>>>>

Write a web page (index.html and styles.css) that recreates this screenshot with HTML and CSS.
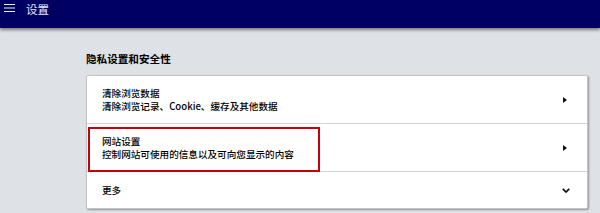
FILE: index.html
```html
<!DOCTYPE html>
<html lang="zh-CN">
<head>
    <meta charset="UTF-8">
    <meta name="viewport" content="width=device-width, initial-scale=1.0">
    <title>设置</title>
    <link rel="stylesheet" href="styles.css">
</head>
<body>

    <div class="header">
        <span class="menu-icon">
            <svg width="11" height="8" viewBox="0 0 11 8"><path d="M0 0.5H11M0 4H11M0 7.5H11" stroke="#e8ecff" stroke-width="1.2"/></svg>
        </span>
        <span class="header-title">设置</span>
    </div>

    <div class="main">
        <h2 class="section-title">隐私设置和安全性</h2>
        <div class="card">
            <div class="row">
                <div class="row-text">
                    <div class="row-label">清除浏览数据</div>
                    <div class="row-sub">清除浏览记录、Cookie、缓存及其他数据</div>
                </div>
                <span class="arrow"></span>
            </div>
            <div class="row">
                <div class="row-text">
                    <div class="row-label">网站设置</div>
                    <div class="row-sub">控制网站可使用的信息以及可向您显示的内容</div>
                </div>
                <span class="arrow"></span>
                <div class="highlight"></div>
            </div>
            <div class="row row-more">
                <div class="row-label">更多</div>
                <svg class="chevron" width="8" height="5" viewBox="0 0 8 5"><path d="M0.8 0.8L4 4L7.2 0.8" fill="none" stroke="#111" stroke-width="1.7"/></svg>
            </div>
        </div>
    </div>

</body>
</html>
```

FILE: styles.css
```css
* {
    margin: 0;
    padding: 0;
    box-sizing: border-box;
}

body {
    font-family: 'Noto Sans CJK SC', 'Liberation Sans', sans-serif;
    background-color: #dee1e5;
    color: #000;
    width: 600px;
    height: 213px;
    overflow: hidden;
}

.header {
    height: 28px;
    background: #000062;
    display: flex;
    align-items: center;
    padding-left: 4px;
    box-shadow: 0 2px 3px rgba(0, 0, 0, 0.45);
    position: relative;
}

.menu-icon {
    display: flex;
    margin-top: -12px;
}

.header-title {
    color: #e8ecff;
    font-size: 11.5px;
    line-height: 14px;
    margin-left: 11px;
    margin-top: -11px;
}

.main {
    margin-left: 86px;
    width: 502px;
    padding-top: 24px;
}

.section-title {
    font-size: 10.6px;
    font-weight: bold;
    line-height: 13px;
    margin-bottom: 10px;
}

.card {
    background: white;
    border: 1px solid #c4c4c4;
    border-radius: 2px;
    box-shadow: 1px 1px 2px rgba(0, 0, 0, 0.35);
}

.row {
    position: relative;
    display: flex;
    align-items: center;
    justify-content: space-between;
    height: 48px;
    padding: 0 20px 0 15px;
    border-bottom: 1px solid #d4d4d4;
}

.row-more {
    height: 36px;
    border-bottom: none;
    padding-right: 17px;
}

.row-label, .row-sub {
    font-size: 9.6px;
    font-weight: 500;
    line-height: 13px;
}

.arrow {
    width: 0;
    height: 0;
    border-top: 3px solid transparent;
    border-bottom: 3px solid transparent;
    border-left: 4px solid #111;
}

.highlight {
    position: absolute;
    left: 1px;
    top: 3px;
    width: 232px;
    height: 45px;
    border: 2px solid #c4000c;
}
```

<<<<

Give an exact reproduction of every line, leaving out any picture.

Write a web page (index.html and styles.css) that recreates this screenshot with HTML and CSS.
FILE: index.html
```html
<!DOCTYPE html>
<html lang="zh-CN">
<head>
    <meta charset="UTF-8">
    <meta name="viewport" content="width=device-width, initial-scale=1.0">
    <title>设置</title>
    <link rel="stylesheet" href="styles.css">
</head>
<body>

    <div class="header">
        <span class="menu-icon">
            <svg width="11" height="8" viewBox="0 0 11 8"><path d="M0 0.5H11M0 4H11M0 7.5H11" stroke="#e8ecff" stroke-width="1.2"/></svg>
        </span>
        <span class="header-title">设置</span>
    </div>

    <div class="main">
        <h2 class="section-title">隐私设置和安全性</h2>
        <div class="card">
            <div class="row">
                <div class="row-text">
                    <div class="row-label">清除浏览数据</div>
                    <div class="row-sub">清除浏览记录、Cookie、缓存及其他数据</div>
                </div>
                <span class="arrow"></span>
            </div>
            <div class="row">
                <div class="row-text">
                    <div class="row-label">网站设置</div>
                    <div class="row-sub">控制网站可使用的信息以及可向您显示的内容</div>
                </div>
                <span class="arrow"></span>
                <div class="highlight"></div>
            </div>
            <div class="row row-more">
                <div class="row-label">更多</div>
                <svg class="chevron" width="8" height="5" viewBox="0 0 8 5"><path d="M0.8 0.8L4 4L7.2 0.8" fill="none" stroke="#111" stroke-width="1.7"/></svg>
            </div>
        </div>
    </div>

</body>
</html>
```

FILE: styles.css
```css
* {
    margin: 0;
    padding: 0;
    box-sizing: border-box;
}

body {
    font-family: 'Noto Sans CJK SC', 'Liberation Sans', sans-serif;
    background-color: #dee1e5;
    color: #000;
    width: 600px;
    height: 213px;
    overflow: hidden;
}

.header {
    height: 28px;
    background: #000062;
    display: flex;
    align-items: center;
    padding-left: 4px;
    box-shadow: 0 2px 3px rgba(0, 0, 0, 0.45);
    position: relative;
}

.menu-icon {
    display: flex;
    margin-top: -12px;
}

.header-title {
    color: #e8ecff;
    font-size: 11.5px;
    line-height: 14px;
    margin-left: 11px;
    margin-top: -11px;
}

.main {
    margin-left: 86px;
    width: 502px;
    padding-top: 24px;
}

.section-title {
    font-size: 10.6px;
    font-weight: bold;
    line-height: 13px;
    margin-bottom: 10px;
}

.card {
    background: white;
    border: 1px solid #c4c4c4;
    border-radius: 2px;
    box-shadow: 1px 1px 2px rgba(0, 0, 0, 0.35);
}

.row {
    position: relative;
    display: flex;
    align-items: center;
    justify-content: space-between;
    height: 48px;
    padding: 0 20px 0 15px;
    border-bottom: 1px solid #d4d4d4;
}

.row-more {
    height: 36px;
    border-bottom: none;
    padding-right: 17px;
}

.row-label, .row-sub {
    font-size: 9.6px;
    font-weight: 500;
    line-height: 13px;
}

.arrow {
    width: 0;
    height: 0;
    border-top: 3px solid transparent;
    border-bottom: 3px solid transparent;
    border-left: 4px solid #111;
}

.highlight {
    position: absolute;
    left: 1px;
    top: 3px;
    width: 232px;
    height: 45px;
    border: 2px solid #c4000c;
}
```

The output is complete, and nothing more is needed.